Whittell also hired legendary marine architect John Hacker to design a unique Tahoe yacht. Sleek and stylish, the Thunderbird was launched in 1939. Powered by dual 550-horsepower aircraft engines, the boat could reach 70 mph. Tricked out with an art-deco stainless steel superstructure, the yacht is considered a “one of a kind masterpiece.” 


Perhaps the most visually stunning of all the wooden vessels still plying Tahoe water is the Thunderbird, a 1939 55-foot Hacker-Craft launched from Tahoe City on July 14, 1940.

Parties at the somewhat reclusive Captain’s “summer playpen” were relatively rare, but they were extravagant. Old timers still talk about Whittell’s weeklong affairs with scantily clad showgirls from Tahoe casinos.

Each summer Whittell flew in his pet lion named Bill. He brought in a polar bear one year and another time flew in a baby elephant named Mingo. The polar bear didn’t stay long and after a week at high altitude Mingo had to be returned to California.
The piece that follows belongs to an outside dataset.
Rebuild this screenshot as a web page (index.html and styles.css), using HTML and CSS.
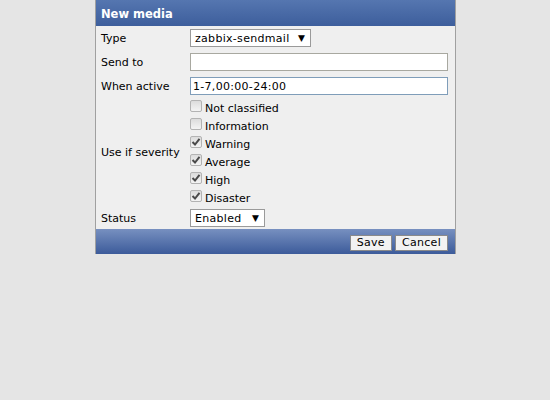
FILE: index.html
```html
<!DOCTYPE html>
<html>
<head>
<meta charset="utf-8">
<link rel="stylesheet" href="styles.css">
</head>
<body>
<div class="dialog">
  <div class="header">New media</div>
  <div class="form">
    <div class="label row24">Type</div>
    <div class="field row24"><div class="select sel-type"><span class="val">zabbix-sendmail</span><span class="arrow">▼</span></div></div>

    <div class="label row24">Send to</div>
    <div class="field row24"><div class="input"></div></div>

    <div class="label row24">When active</div>
    <div class="field row24"><div class="input focus"><span class="val">1-7,00:00-24:00</span></div></div>

    <div class="label sev">Use if severity</div>
    <div class="field checks">
      <div class="check"><span class="box"></span><span>Not classified</span></div>
      <div class="check"><span class="box"></span><span>Information</span></div>
      <div class="check"><span class="box on"><svg viewBox="0 0 10 10" width="10" height="10"><path d="M1.5 5 L4 7.5 L8.5 1.8" fill="none" stroke="#4a4a4a" stroke-width="2"/></svg></span><span>Warning</span></div>
      <div class="check"><span class="box on"><svg viewBox="0 0 10 10" width="10" height="10"><path d="M1.5 5 L4 7.5 L8.5 1.8" fill="none" stroke="#4a4a4a" stroke-width="2"/></svg></span><span>Average</span></div>
      <div class="check"><span class="box on"><svg viewBox="0 0 10 10" width="10" height="10"><path d="M1.5 5 L4 7.5 L8.5 1.8" fill="none" stroke="#4a4a4a" stroke-width="2"/></svg></span><span>High</span></div>
      <div class="check"><span class="box on"><svg viewBox="0 0 10 10" width="10" height="10"><path d="M1.5 5 L4 7.5 L8.5 1.8" fill="none" stroke="#4a4a4a" stroke-width="2"/></svg></span><span>Disaster</span></div>
    </div>

    <div class="label row23">Status</div>
    <div class="field row23"><div class="select sel-status"><span class="val">Enabled</span><span class="arrow">▼</span></div></div>
  </div>
  <div class="footer">
    <button class="btn">Save</button>
    <button class="btn">Cancel</button>
  </div>
</div>
</body>
</html>
```

FILE: styles.css
```css
html, body {
  margin: 0;
  padding: 0;
}
body {
  background: #e5e5e5;
  font-family: "DejaVu Sans", Verdana, sans-serif;
  font-size: 11px;
  color: #000;
  width: 550px;
  height: 400px;
}
.dialog {
  margin-left: 95px;
  width: 359px;
  background: #efefef;
  border-left: 1px solid #a0a0a0;
  border-right: 1px solid #a0a0a0;
}
.header {
  height: 26px;
  box-sizing: border-box;
  background: linear-gradient(#5576b0, #3d5e9c);
  color: #fff;
  font-weight: bold;
  font-size: 11.5px;
  padding-left: 5px;
  padding-top: 1px;
  line-height: 27px;
}
.form {
  display: grid;
  grid-template-columns: 94px 1fr;
}
.label {
  padding-left: 5px;
  padding-top: 1px;
  box-sizing: border-box;
  display: flex;
  align-items: center;
}
.field {
  display: flex;
  align-items: center;
  padding-right: 7px;
}
.row24 { height: 24px; }
.row23 { height: 23px; }
.val {
  letter-spacing: 0.3px;
  padding-top: 1px;
}
.select {
  height: 18px;
  box-sizing: border-box;
  background: #fff;
  border: 1px solid #9a9a9a;
  display: flex;
  align-items: center;
  justify-content: space-between;
  padding: 0 5px 0 4px;
}
.sel-type { width: 121px; }
.sel-status { width: 75px; }
.arrow { font-size: 9px; }
.input {
  flex: 1;
  height: 18px;
  box-sizing: border-box;
  background: #fff;
  border: 1px solid #a8a8a0;
  padding-left: 2px;
  display: flex;
  align-items: center;
}
.input.focus {
  border-color: #7f9db9;
}
.checks {
  display: flex;
  flex-direction: column;
  align-items: flex-start;
}
.check {
  height: 18px;
  box-sizing: border-box;
  padding-top: 2px;
  display: flex;
  align-items: center;
  gap: 3px;
}
.box {
  width: 12px;
  height: 12px;
  box-sizing: border-box;
  border: 1px solid #b3b3b3;
  border-radius: 2px;
  background: linear-gradient(#dcdcdc, #f4f4f4);
  display: flex;
  align-items: center;
  justify-content: center;
  margin-top: -5px;
}
.footer {
  height: 25px;
  box-sizing: border-box;
  background: linear-gradient(#7790c0, #3c5b9a);
  display: flex;
  justify-content: flex-end;
  align-items: center;
  gap: 3px;
  padding-right: 7px;
  padding-top: 2px;
}
.btn {
  font-family: "DejaVu Sans", Verdana, sans-serif;
  font-size: 11px;
  height: 16px;
  padding: 0 6px;
  background: #f2f2f2;
  border: 1px solid #8a8a8a;
  border-radius: 0;
  color: #000;
  line-height: 14px;
  letter-spacing: 0.3px;
}
```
Each fireplace in the house has a unique fire screen design. This is from one of the small rooms off of the tunnel. Rumors for the purpose of this room abounded until scientific testing of residue on the rock walls indicated that it was an opium den.

Over the years Whittell spent much of his time with Mae Mullhogen, his business secretary and favorite mistress. In 1954 she died in a car crash after a shopping trip to Kings Beach. Grief-stricken, Whittell became more reclusive.

Guests with the Tahoe Rotary Club were encouraged to take their dinner plates and wine to any location on the estate. A small group of us found our way to this charming gazebo with remarkable views of Lake Tahoe.

In 1958 the state of Nevada negotiated an agreement with Whittell to establish Sand Harbor State Park, the first state park on the Nevada shore. George resisted additional efforts by the Nevada legislature, but the old captain was finally forced to sell his remaining acreage to the state which banned commercial development and protected the shoreline for public enjoyment.


Sunset view from the Thunderbird Lodge gazebo.

Longtime Rotarian and skipper Mickey Daniels transported about 35 guests aboard his commercial fishing vessel Big Mack II.